The book brings together implementation studies from the Asia Pacific countries in the context of the deadline of 2015 for achieving the Millennium Development Goals. The contributors to this volume are scholars belonging to the Network of Asia Pacific Schools and Institutes of Public Administration and Governance (NAPSIPAG). NAPSIPAG is the only non-West governance research network presently located at Jawaharlal Nehru University, New Delhi after having shifted from its original location at INTAN (Government of Malaysia) at Kuala Lumpur in 2009. 'Implementation' is a less understood but a much debated area of governance research. It requires micro-level analysis of government agencies, service delivery departments and stakeholders on one hand and its national and global policy level connections on the other. Implementation studies are above disciplinary divides and subsequent disjunctions which inhibit explorations on policy downslides or failures. The studies relate to the new initiatives which governments across the region have undertaken to reach out to the MDG targets agreed upon in 2000. The focus of analysis is the policy framework, local capacities of both the government agencies and people in drawing partnerships with relevant expert groups, ability to bring transparency and accountability measures in transactions for cost-effective results, leadership and sustainability dimensions which influence the functioning of local agencies. The book is especially important in the background of 15 voluminous Administrative Reforms Commission Reports accumulating dust in India and similar efforts lying unattended in many other countries of this region as well. Countries like Malaysia, which has focused upon 'implementation strategies' combined with timely evaluation and supervision of administrative agencies has almost achieved most of their committed MDGs. A special report of Malaysian efforts, initiates the debate of moving beyond the 'best practice research' in implementation arena.
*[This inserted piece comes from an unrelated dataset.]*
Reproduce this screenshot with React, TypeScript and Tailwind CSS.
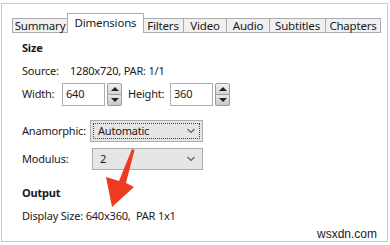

The central idea of this book is to demonstrate the role of communities in making governance effective and government responsive to the needs of people.
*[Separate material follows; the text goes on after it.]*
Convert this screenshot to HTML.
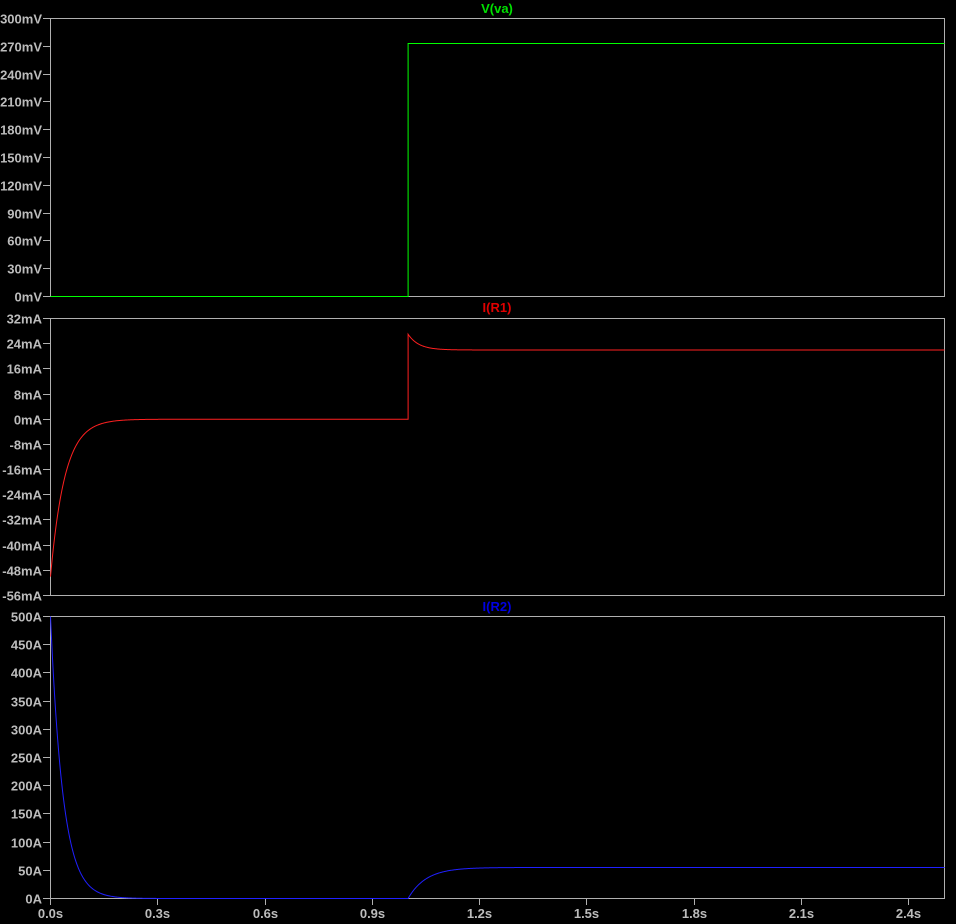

Amita Singh is a Professor at the Centre for the Study of Law and Governance, Jawaharlal Nehru University, New Delhi, India. She is also the Secretary General of Network of Asia-Pacific Schools and Institutes on Public Administration and Governance (NAPSIPAG). She specialised in the field of Political Theory and Public Administration. She also works in the area of environmental policy and administrative reforms specifically into an ecological approach to reforms. With an attempt to study an integrated implementation of land, forests, communities and water management programmes within administrative reforms. She is presently involved into a study of administrative innovations and best practices including e-governance measures required to accelerate pro-poor governance. In addition to contributing various articles in different journals, she is the joint editor of Strengthening Governance in the Asia Pacific (2010), and Governance and Poverty Reduction, Beyond the Cage of Best Practices (2009).
Eduardo T. Gonzalez is a Professor at the Asian Center, University of the Philippines.  He was former President of the Development Academy of the Philippines, in which he still serves as Senior Fellow.  He is Senior Editor of Asian Politics and Policy, an international journal of public policy published by Wiley-Blackwell.  He has authored studies on governance and institutions in Southeast Asia, the political economy of corruption, urban decentralization, corporate governance, and policy transfers in the Philippines.  His fields of specialization include public policy analysis, political economy, productivity and quality management, institutional analysis, and urban and regional planning.
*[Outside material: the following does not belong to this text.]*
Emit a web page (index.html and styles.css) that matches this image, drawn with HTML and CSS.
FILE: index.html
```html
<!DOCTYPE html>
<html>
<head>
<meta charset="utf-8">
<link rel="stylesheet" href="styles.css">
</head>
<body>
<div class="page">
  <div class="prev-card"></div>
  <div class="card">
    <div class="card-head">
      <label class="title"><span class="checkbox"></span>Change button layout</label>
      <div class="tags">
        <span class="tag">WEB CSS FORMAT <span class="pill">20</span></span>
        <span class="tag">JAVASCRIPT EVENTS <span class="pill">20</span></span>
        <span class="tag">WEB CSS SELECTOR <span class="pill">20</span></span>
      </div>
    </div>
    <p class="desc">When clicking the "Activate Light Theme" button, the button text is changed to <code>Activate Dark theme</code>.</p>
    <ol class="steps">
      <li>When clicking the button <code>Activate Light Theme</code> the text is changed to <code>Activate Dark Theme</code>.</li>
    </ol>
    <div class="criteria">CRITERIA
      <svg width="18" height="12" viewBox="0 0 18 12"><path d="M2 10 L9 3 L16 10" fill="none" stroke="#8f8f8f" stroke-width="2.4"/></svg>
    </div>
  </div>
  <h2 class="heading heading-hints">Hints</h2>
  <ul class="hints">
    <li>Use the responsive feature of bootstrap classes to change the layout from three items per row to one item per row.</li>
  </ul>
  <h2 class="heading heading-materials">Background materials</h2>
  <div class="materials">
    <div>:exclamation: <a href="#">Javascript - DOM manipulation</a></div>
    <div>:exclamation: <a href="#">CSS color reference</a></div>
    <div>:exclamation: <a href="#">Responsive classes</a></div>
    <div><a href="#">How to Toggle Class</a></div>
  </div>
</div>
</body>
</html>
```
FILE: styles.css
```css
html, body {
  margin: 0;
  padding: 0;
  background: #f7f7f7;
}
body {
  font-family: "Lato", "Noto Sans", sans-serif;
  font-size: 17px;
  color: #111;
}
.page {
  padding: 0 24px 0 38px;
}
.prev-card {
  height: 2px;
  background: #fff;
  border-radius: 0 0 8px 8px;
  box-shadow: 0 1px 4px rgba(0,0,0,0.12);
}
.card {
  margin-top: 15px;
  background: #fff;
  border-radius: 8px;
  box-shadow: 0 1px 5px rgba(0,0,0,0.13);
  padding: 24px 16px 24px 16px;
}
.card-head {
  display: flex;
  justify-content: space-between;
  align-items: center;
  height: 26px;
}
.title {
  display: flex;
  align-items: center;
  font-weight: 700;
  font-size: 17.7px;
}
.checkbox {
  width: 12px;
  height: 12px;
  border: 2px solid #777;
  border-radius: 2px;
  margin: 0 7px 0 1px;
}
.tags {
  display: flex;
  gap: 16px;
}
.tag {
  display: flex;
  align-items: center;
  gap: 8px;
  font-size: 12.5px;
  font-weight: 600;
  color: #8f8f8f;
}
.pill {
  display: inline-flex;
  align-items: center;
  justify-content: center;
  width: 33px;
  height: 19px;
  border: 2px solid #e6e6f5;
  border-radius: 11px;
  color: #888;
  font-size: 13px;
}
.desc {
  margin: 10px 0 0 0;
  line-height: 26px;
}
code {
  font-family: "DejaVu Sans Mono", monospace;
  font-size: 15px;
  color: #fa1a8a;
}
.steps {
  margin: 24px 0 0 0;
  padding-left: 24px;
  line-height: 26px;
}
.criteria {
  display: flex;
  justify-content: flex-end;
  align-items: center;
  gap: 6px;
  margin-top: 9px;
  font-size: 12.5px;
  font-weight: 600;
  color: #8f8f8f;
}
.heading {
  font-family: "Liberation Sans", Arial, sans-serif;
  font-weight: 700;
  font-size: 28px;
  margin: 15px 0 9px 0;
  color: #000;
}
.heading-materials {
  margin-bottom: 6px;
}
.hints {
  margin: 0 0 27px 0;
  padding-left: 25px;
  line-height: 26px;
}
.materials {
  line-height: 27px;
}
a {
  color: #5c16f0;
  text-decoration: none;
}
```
S. Bruce Thomson is an Associate Professor in the Department of Business and management Studies at St. Georges University. His primary research focus is diversity management with a particular interest in religion in the workplace and how employees manage the religious diversity of their coworkers. Other research interests include strategic human resource management, human resource management in China, job turnover, ethics and qualitative research methods. His work has been published in several international academic journals including Human Resource Management, International Journal of Human Resource Management, International Journal of Human Resources Development and Management and Qualitative Inquiry.